One night a few months ago we built a fire in the backyard and roasted hot-dogs and marshmallows. Out of curiosity I pulled up the air quality monitor on the PurpleAir website.  The air quality in our backyard spiked from single digits to over 154 for PM2.5. Wow, who knew that a friendly backyard fire was so polluting.

Maybe if more people get these monitors we can raise awareness of the poor air quality in our valley and finally convince the legislatures of our state to do something about it. 

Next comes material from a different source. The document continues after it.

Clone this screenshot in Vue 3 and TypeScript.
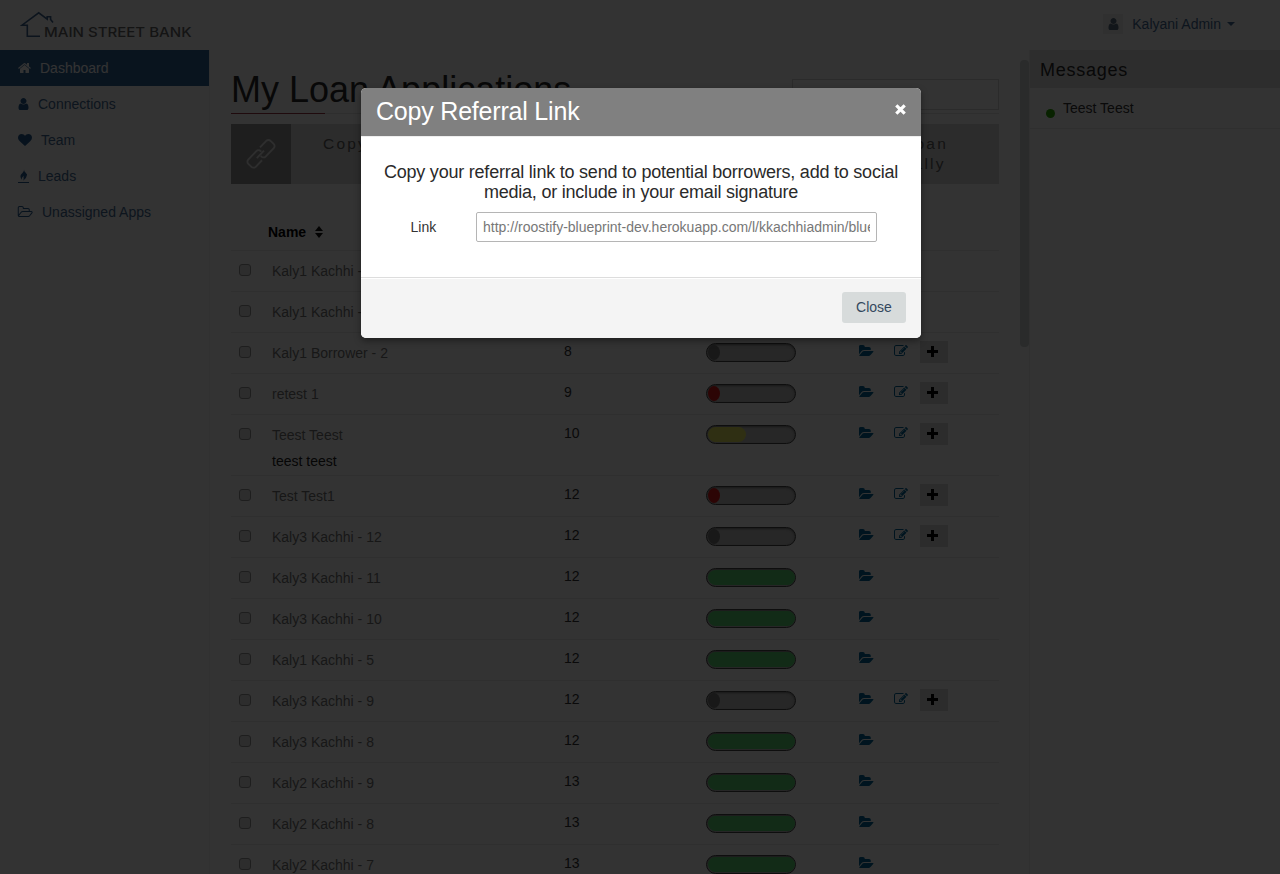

Ways to reduce air pollution:

  • Make public transportation free on bad air days, or during bad inversion seasons when air pollution gets trapped in the valley for weeks at a time. 
  • Forbid gasoline refineries and other polluting industries residing in the valley to operate whenever the local air quality exceeds 50 for PM2.5. 
  • Just quit the nasty habit all together, ween yourself off of the gasoline teat and only drive electric cars.
If everyone did this, it would eliminate over 50% of our local air pollution.
Taking it a step further, 
  • Add more insulation and air seal your home. 
  • Replace your natural gas water heater with an ultra-low NOx variety or ditch gas and get an electric heat-pump one. 
  • Don't burn wood, especially during bad-air days. If you have to burn wood, get a catalytic wood burning stove that burns the wood particulates completely. 
  • Replace your old inefficient natural gas furnace with a 97% efficient one. Or better yet, ditch natural gas all-together and go with a hyper-efficient, electric ground-loop heat pump
  • Get solar panels and power your house and electric vehicles from them. 
If everyone did this, millions of human lives would be saved and we would all be much healthier.